Тем не менее некоторые из этих решений представляют принципиальный интерес в качестве определенных типов.

Каждая организация спасения в рамках универсалистского учреждения по дарованию благодати чувствует себя ответственной перед богом за души всех или по крайней мере всех доверяющих ей людей. Поэтому она считает себя уполномоченной и обязанной противостоять заблуждениям в вере даже с помощью жестокого насилия, распространяя благодатные средства спасения. Аристократизм спасения также порождает активного «борца за веру» там, где он – как в кальвинизме (и иначе в исламе) – связан с заповедью бога обуздать мир греха во славу Господа. При этом «священная» или «справедливая» война за веру и во исполнение божественных заповедей, которая в каком-то смысле всегда является религиозной войной, отделяется от всех остальных чисто мирских и потому глубоко аморальных военных предприятий. Поэтому принуждение к участию в подобных войнах политических властей, которые не признаются священными и богоугодными и противоречат собственной совести, отвергается – как сделало победоносное войско святых Кромвеля, высказавшееся против принудительной военной службы; т. е. принуждению к военной службе оно предпочло наемничество. В случае извращения божьей воли людьми, особенно в делах веры, требуется переходить к активной религиозной революции – исходя из того принципа, что подчиняться богу важнее, чем людям.

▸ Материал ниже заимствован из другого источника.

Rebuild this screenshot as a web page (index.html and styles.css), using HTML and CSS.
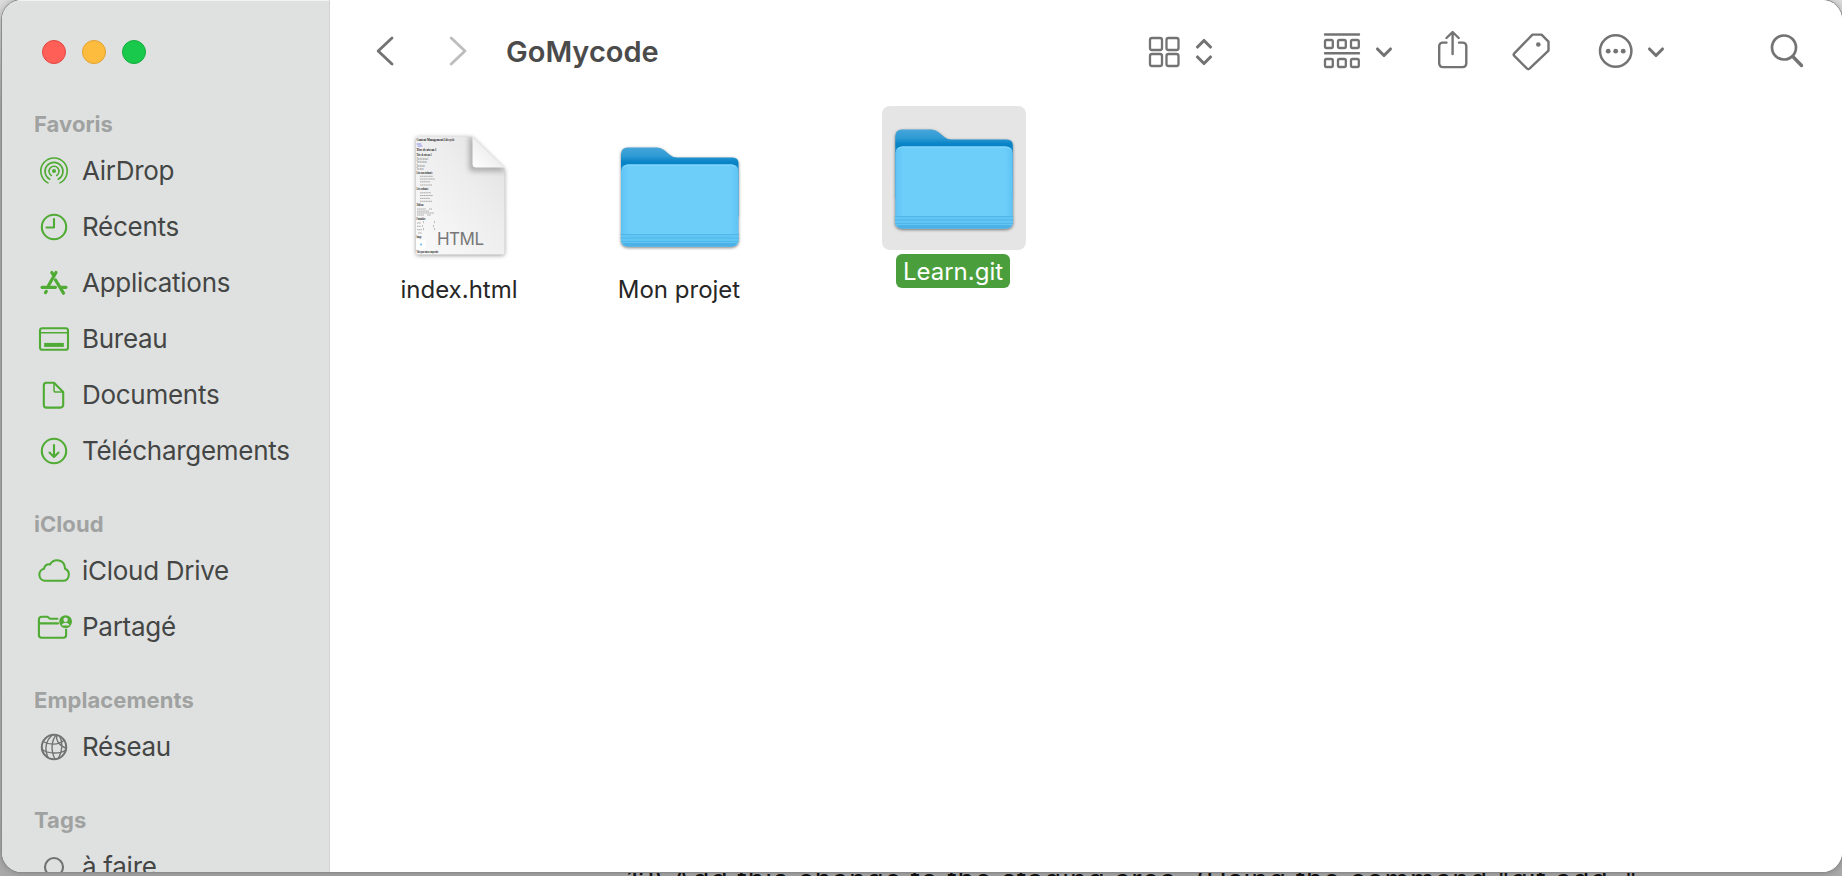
FILE: index.html
```html
<!DOCTYPE html>
<html lang="fr">
<head>
<meta charset="utf-8">
<title>GoMycode</title>
<link rel="stylesheet" href="styles.css">
</head>
<body>
<div class="desktop">
  <p class="behind-text"><span class="num">12)</span>Add this change to the staging area. (Using the command "git add ."</p>
  <div class="window">
    <aside class="sidebar">
      <div class="lights"><i class="light red"></i><i class="light yellow"></i><i class="light green"></i></div>
      <section class="group">
        <h2>Favoris</h2>
        <div class="row"><svg class="ico" viewBox="0 0 40 40"><circle cx="20" cy="20" r="2" fill="currentColor" stroke="none"/><path d="M17.3 24.2a5 5 0 1 1 5.4 0M15.8 28a9 9 0 1 1 8.4 0M14 31.6a13.2 13.2 0 1 1 12 0" stroke-width="1.6" transform="translate(0 .3)"/></svg><span>AirDrop</span></div>
        <div class="row"><svg class="ico" viewBox="0 0 40 40"><circle cx="20" cy="20" r="12.2"/><path d="M20 12v8.5h-7.5"/></svg><span>Récents</span></div>
        <div class="row"><svg class="ico" viewBox="0 0 40 40"><path d="M22 9.5 14.5 22.5M17.8 9.5l2 3.2M8 24.3h13.5M26.5 24.3H32M21.5 17l8 13.2M11.5 29.6l.8-1.2" stroke-width="3.2"/></svg><span>Applications</span></div>
        <div class="row"><svg class="ico" viewBox="0 0 40 40"><rect x="6" y="9.2" width="28" height="21.6" rx="2.4"/><path d="M6 13.8h28" stroke-width="1.5"/><path d="M11.2 25.9h17.6" stroke-width="4" stroke-linecap="square" transform="translate(1.8) scale(.91 1)"/></svg><span>Bureau</span></div>
        <div class="row"><svg class="ico" viewBox="0 0 40 40"><path d="M12.2 7.8H20L29.2 17v13a2.6 2.6 0 0 1-2.6 2.6H12.4A2.6 2.6 0 0 1 9.8 30V10.4a2.6 2.6 0 0 1 2.4-2.6z"/><path d="M20 8v7.2a1.8 1.8 0 0 0 1.8 1.8H29" stroke-width="1.5"/></svg><span>Documents</span></div>
        <div class="row"><svg class="ico" viewBox="0 0 40 40"><circle cx="20" cy="20" r="12.2"/><path d="M20 14v11.5M15.5 21.5 20 26l4.500-4.500"/></svg><span>Téléchargements</span></div>
      </section>
      <section class="group">
        <h2>iCloud</h2>
        <div class="row"><svg class="ico" viewBox="0 0 40 40"><path d="M11 29.800a6.100 6.100 0 0 1-1-12c.3-3.300 3.200-5.200 6-4.300 3.800-6.600 14.800-5.400 15 4.200 5.900 2.300 4.700 12.100-2 12.100z"/></svg><span>iCloud Drive</span></div>
        <div class="row"><svg class="ico" viewBox="0 0 40 40"><path d="M23.500 11.700H16l-2.500-2H7.600a2.700 2.700 0 0 0-2.700 2.700v15.700a2.700 2.700 0 0 0 2.700 2.700h21.800a2.700 2.700 0 0 0 2.700-2.700V22.500M5 16.400h19"/><circle cx="31.600" cy="14.600" r="6.400" fill="currentColor" stroke="none"/><circle cx="31.600" cy="12.700" r="2.200" class="cut"/><path d="M27.600 18.400c1-3.600 7-3.600 8 0z" class="cut"/></svg><span>Partagé</span></div>
      </section>
      <section class="group">
        <h2>Emplacements</h2>
        <div class="row"><svg class="ico grey" viewBox="0 0 40 40"><circle cx="20" cy="20" r="12.200"/><path d="M9 14.500c6 3.500 15 4 21.500-1.500M8 22.500c7 4.500 17.500 4.800 24 .5M22.500 8C18 12 16 23 21 32M18.500 8C12 13 10 22 14 30.500M22.500 8C22 14 24 18 31.500 21M25.800 9.500c3 5.500 3 14-1.300 21.500" stroke-width="1.400"/></svg><span>Réseau</span></div>
      </section>
      <section class="group">
        <h2>Tags</h2>
        <div class="row"><svg class="ico grey" viewBox="0 0 40 40"><circle cx="20" cy="20" r="9"/></svg><span>à faire</span></div>
      </section>
    </aside>
    <main class="content">
      <header class="toolbar">
        <svg class="back" viewBox="375 31 20 40" width="20" height="40"><path d="M392 38 378.200 51 392 64" stroke-width="2.900"/></svg>
        <svg class="forward" viewBox="448 31 20 40" width="20" height="40"><path d="M451.200 38 465 51l-13.800 13" stroke-width="2.900"/></svg>
        <h1>GoMycode</h1>
        <svg class="view" viewBox="1148 31 66 40" width="66" height="40"><g stroke-width="2.300"><rect x="1150" y="38" width="12" height="12" rx="2"/><rect x="1166.500" y="38" width="12" height="12" rx="2"/><rect x="1150" y="54" width="12" height="12" rx="2"/><rect x="1166.500" y="54" width="12" height="12" rx="2"/></g><path d="m1197.500 47 6.500-6.500 6.500 6.500M1197.500 57l6.500 6.500 6.500-6.500" stroke-width="3.100"/></svg>
        <svg class="arrange" viewBox="1322 31 72 40" width="72" height="40"><path d="M1325 34.500h34M1325 53.300h34" stroke-width="2.400"/><g stroke-width="2.300"><rect x="1325" y="40" width="7.800" height="8" rx="1.500"/><rect x="1338" y="40" width="7.800" height="8" rx="1.500"/><rect x="1351" y="40" width="7.800" height="8" rx="1.500"/><rect x="1325" y="59" width="7.800" height="8" rx="1.500"/><rect x="1338" y="59" width="7.800" height="8" rx="1.500"/><rect x="1351" y="59" width="7.800" height="8" rx="1.500"/></g><path d="m1377.500 49 6.500 6.500 6.500-6.500" stroke-width="3.100"/></svg>
        <svg class="share" viewBox="1436 31 34 40" width="34" height="40"><path d="M1446.500 42.600h-3.800a3.500 3.500 0 0 0-3.500 3.500v17.500a3.500 3.500 0 0 0 3.500 3.500h20.100a3.500 3.500 0 0 0 3.500-3.500V46.100a3.500 3.500 0 0 0-3.500-3.500h-3.800M1452.600 54V32.500M1446.500 38l6.100-6 6.100 6" stroke-width="2.400"/></svg>
        <svg class="tag" viewBox="1510 31 42 40" width="42" height="40"><path d="M1532.500 34.600h9l7 7v9L1529.500 68.700q-1.200 1-2.400 0l-12.800-12.800q-1.200-1.200 0-2.500z" stroke-width="2.400"/><circle cx="1538.300" cy="44.500" r="2.300" class="dot"/></svg>
        <svg class="more" viewBox="1597 31 69 40" width="69" height="40"><circle cx="1615.700" cy="51" r="15.700" stroke-width="2.500"/><g class="dot"><circle cx="1608.200" cy="51.200" r="2.400"/><circle cx="1615.700" cy="51.200" r="2.400"/><circle cx="1623.200" cy="51.200" r="2.400"/></g><path d="m1649.500 49 6.500 6.500 6.500-6.500" stroke-width="3.100"/></svg>
        <svg class="search" viewBox="1769 31 36 40" width="36" height="40"><circle cx="1784" cy="47.500" r="12" stroke-width="2.700"/><path d="m1793 56.800 8.500 8.700" stroke-width="3.400"/></svg>
      </header>
      <div class="files">
        <figure class="file">
          <div class="thumb">
            <svg viewBox="387 123.500 144 144" width="144" height="144">
              <defs>
                <linearGradient id="paper" x1="0" y1="1" x2="1" y2="0"><stop offset="0" stop-color="#fafafa"/><stop offset=".6" stop-color="#ededed"/><stop offset="1" stop-color="#e0e0e0"/></linearGradient>
                <linearGradient id="curl" x1="0" y1="1" x2=".6" y2=".4"><stop offset="0" stop-color="#fff"/><stop offset="1" stop-color="#ececec"/></linearGradient>
                <filter id="soft" x="-30%" y="-30%" width="160%" height="160%"><feGaussianBlur stdDeviation="2.500"/></filter>
                <clipPath id="sheet"><path d="M418 136h54l32.500 32v84q0 2-2 2h-84.500q-2 0-2-2V138q0-2 2-2z"/></clipPath>
              </defs>
              <path class="sheet" d="M418 136h54l32.500 32v84q0 2-2 2h-84.500q-2 0-2-2V138q0-2 2-2z" fill="url(#paper)"/>
              <g clip-path="url(#sheet)"><path d="M469 134v33q0 4 4 4h34z" fill="#777" opacity=".5" filter="url(#soft)"/></g>
              <path d="M472.500 136.500v27q0 3.500 3.500 3.500h28z" fill="url(#curl)"/>
              <g class="mini">
                <text x="416.500" y="140.500" class="b" textLength="38" lengthAdjust="spacingAndGlyphs">Content Management Lifecycle</text>
                <text x="416.500" y="150.800" class="b" textLength="20" lengthAdjust="spacingAndGlyphs">Titre de niveau 1</text>
                <text x="416.500" y="155.300" class="b" textLength="15" lengthAdjust="spacingAndGlyphs">Titre de niveau 2</text>
                <text x="416.500" y="159" textLength="12" lengthAdjust="spacingAndGlyphs">Titre de niveau 3</text>
                <text x="416.500" y="162.500" textLength="10" lengthAdjust="spacingAndGlyphs">Titre de niveau</text>
                <text x="416.500" y="166" textLength="8" lengthAdjust="spacingAndGlyphs">Titre niveau</text>
                <text x="416.500" y="169.300" textLength="7" lengthAdjust="spacingAndGlyphs">Titre niveau</text>
                <text x="416.500" y="173.300" class="b" textLength="16" lengthAdjust="spacingAndGlyphs">Liste non ordonnée</text>
                <text x="416.500" y="189.300" class="b" textLength="12" lengthAdjust="spacingAndGlyphs">Liste ordonnée</text>
                <text x="416.500" y="205.800" class="b" textLength="7" lengthAdjust="spacingAndGlyphs">Tableau</text>
                <text x="416.500" y="219.300" class="b" textLength="9" lengthAdjust="spacingAndGlyphs">Formulaire</text>
                <text x="416.500" y="237.500" class="b" textLength="5" lengthAdjust="spacingAndGlyphs">Image</text>
                <text x="416.500" y="252.500" class="b" textLength="22" lengthAdjust="spacingAndGlyphs">Video pour mieux comprendre</text>
              </g>
              <path class="lines" d="M420 175.800h13M420 178.500h15M420 181.300h10M420 184.500h12M420 192.300h11M420 195h13M420 197.900h10M420 200.800h12M417 208.500h9m3 0h3M417 210.600h12M417 212.500h17M417 214.500h7m3 0h4M417 222.500h4M417 225.800h4M417 229.200h5m1.500-8.500v2m11-2v2m-12 2v2m11-2v2m-10 1v2m11-2v2M418 232.500h4"/>
              <path d="M417 143.500h4M418 145.500h4" stroke="#5555e8" stroke-width=".9" opacity=".7"/>
              <rect x="416.500" y="239.500" width="9" height="9" fill="#fff"/><circle cx="421" cy="244" r="1" fill="#63b4e8"/>
              <text x="437" y="244" class="kind" textLength="47">HTML</text>
            </svg>
          </div>
          <figcaption>index.html</figcaption>
        </figure>
        <figure class="file second">
          <div class="thumb">
            <svg viewBox="0 -.5 144 144" width="144" height="144">
              <defs>
                <linearGradient id="back" x1="0" y1="0" x2="0" y2="1"><stop offset="0" stop-color="#46a6da"/><stop offset=".12" stop-color="#2f9bd4"/><stop offset=".21" stop-color="#0783c6"/><stop offset="1" stop-color="#2d95ce"/></linearGradient>
                <linearGradient id="front" x1="0" y1="0" x2="1" y2="0"><stop offset="0" stop-color="#5fc3f3"/><stop offset=".07" stop-color="#6dcefa"/><stop offset=".93" stop-color="#6dcefa"/><stop offset="1" stop-color="#5fc3f3"/></linearGradient>
                <g id="folder">
                  <path d="M14 92V30q0-7 7-7h29q4 0 7 2.500l6 5q3 2.500 7 2.500h55.500q6 0 6 6v53z" fill="url(#back)"/>
                  <path d="M21 40h103.500q7 0 7 7V115q0 7-7 7h-103.500q-7 0-7-7V47q0-7 7-7z" fill="url(#front)"/>
                  <path d="M14 110.500h117.500V115q0 7-7 7h-103.500q-7 0-7-7z" fill="#62c6f4"/>
                  <path d="M14 110h117.500M14 113.500h117.500M14.500 117h116.500" stroke="#50b5e7" stroke-width="1" fill="none"/>
                  <path d="M15.500 118.500q1.500 3.500 5.500 3.500h103.500q4 0 5.500-3.500z" fill="#4bb1e6"/>
                  <path d="M17 42.300q1.500-1.800 4-1.800h103.500q2.500 0 4 1.800" stroke="#8cdafd" fill="none"/>
                </g>
              </defs>
              <use href="#folder" class="shadowed"/>
            </svg>
          </div>
          <figcaption>Mon projet</figcaption>
        </figure>
        <figure class="file selected">
          <div class="thumb"><svg viewBox="0 -.5 144 144" width="144" height="144"><use href="#folder" class="shadowed" transform="translate(-.700 0)"/></svg></div>
          <figcaption>Learn.git</figcaption>
        </figure>
      </div>
    </main>
  </div>
</div>
</body>
</html>
```
FILE: styles.css
```css
* { box-sizing: border-box; }
body { margin: 0; font-family: Inter, "Liberation Sans", sans-serif; }
h1, h2, p, figure { margin: 0; }

.desktop {
  position: relative;
  width: 1842px;
  height: 876px;
  overflow: hidden;
  padding-left: 2px;
  background: linear-gradient(#dedede, #b0b0b0 12%, #b4b4b4 90%, #a9a9a9);
}
.behind-text {
  position: absolute;
  left: 627px;
  top: 863px;
  display: flex;
  font-size: 28px;
  line-height: 34px;
  letter-spacing: 1px;
  white-space: nowrap;
  color: #111;
}
.num { width: 45px; letter-spacing: -1px; }
.window {
  position: relative;
  display: flex;
  width: 1840px;
  height: 872px;
  overflow: hidden;
  border-radius: 20px;
  background: #fff;
  box-shadow: 0 0 0 1px #8c8c8c, 0 0 8px rgba(0, 0, 0, .3);
}

.sidebar {
  flex: none;
  width: 328px;
  height: 872px;
  background: #dfe1e0;
  border-right: 1px solid #d2d4d3;
  box-shadow: inset 0 1px #f2f3f2;
}
.lights { display: flex; gap: 16px; height: 105px; padding: 40px 0 0 40px; }
.light { width: 24px; height: 24px; border-radius: 50%; border: 1px solid; }
.red { background: #ff5f57; border-color: #e2463f; }
.yellow { background: #febc3e; border-color: #e0a02f; }
.green { background: #19c94c; border-color: #12ac3a; }

.group { margin-bottom: 26px; }
.group h2 {
  height: 38px;
  padding-left: 32px;
  line-height: 38px;
  font-size: 22px;
  font-weight: 700;
  letter-spacing: .05px;
  color: #a0a2a1;
}
.row {
  display: flex;
  align-items: center;
  gap: 8px;
  height: 56px;
  padding-left: 32px;
  font-size: 26px;
  letter-spacing: -.28px;
  color: #444645;
}
.row span { padding-bottom: 1px; }
svg { display: block; flex: none; fill: none; stroke: currentColor; stroke-linecap: round; stroke-linejoin: round; }
.ico { width: 40px; height: 40px; color: #4fab33; stroke-width: 2.1; }
.ico.grey { color: #717372; }
.cut { fill: #dfe1e0; stroke: none; }

.content { flex: 1; background: #fff; }
.toolbar { display: flex; align-items: center; height: 102px; padding-left: 45px; color: #737373; }
.forward { margin-left: 53px; color: #bdbdbd; }
.toolbar h1 { width: 642px; margin-left: 38px; padding-top: 2px; font-size: 29px; font-weight: 600; line-height: 40px; color: #4b4b4b; }
.arrange { margin-left: 108px; }
.share { margin-left: 42px; }
.tag { margin-left: 40px; }
.more { margin-left: 45px; }
.search { margin-left: 103px; }
.dot { fill: currentColor; stroke: none; }

.files { display: flex; align-items: flex-start; padding: 4px 0 0 57px; }
.file { display: flex; flex-direction: column; align-items: center; width: 144px; margin-top: 18px; }
.second { margin-left: 76px; }
.selected { margin: 0 0 0 131px; }
.thumb { height: 144px; border-radius: 8px; }
.selected .thumb { background: #e5e5e5; }
.file figcaption {
  height: 34px;
  margin-top: 4px;
  padding: 1px 7px 0;
  border-radius: 6px;
  font-size: 24px;
  line-height: 34px;
  white-space: nowrap;
  color: #262626;
}
.selected figcaption { margin-right: 2px; background: #4a9f3c; color: #fff; }
.shadowed { stroke: none; filter: drop-shadow(0 1.500px 1.500px rgba(0, 0, 0, .5)); }
.sheet { filter: drop-shadow(0 1.500px 2px rgba(0, 0, 0, .4)); }
.file svg { stroke: none; }
.mini { font: 3.200px "Liberation Serif", serif; fill: #555; }
.mini .b { font-weight: 700; fill: #111; }
.file .lines { stroke: #999; stroke-width: .8; stroke-linecap: butt; stroke-dasharray: 1.500 .300; }
.file .kind { font-size: 17px; fill: #777; }
```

Совершенно противоположной была позиция лютеровского религиозного учреждения. Отвергая религиозные войны и право на активное сопротивление мирскому извращению веры как самоуправство, втягивающее спасение в прагматику насилия, она признавала в этой сфере лишь пассивное сопротивление и, напротив, одобряла безбоязненное подчинение мирской власти, даже если та приказывала участвовать в мирской войне – поскольку ответственность несет она, а не индивид. В отличие от внутренне универсалистского (католического) учреждения по дарованию спасения, здесь признавалась этическая самостоятельность порядка, установленного мирской властью. Тот оттенок мистической религиозности, что был свойственен личностному христианству Лютера, привел здесь к половинчатым последствиям. Ведь подлинно мистические и боговдохновенные харизматические поиски спасения религиозных виртуозов естественным образом повсюду являлись аполитичными или антиполитичными. Ими охотно признавалась самостоятельность земных порядков, но только для того, чтобы сделать отсюда радикальный вывод об их дьявольском характере или по крайней мере занять по отношению к ним абсолютно индифферентную позицию, выраженную принципом «Отдавайте кесарево кесарю!» (ведь что эти вещи значат для спасения?).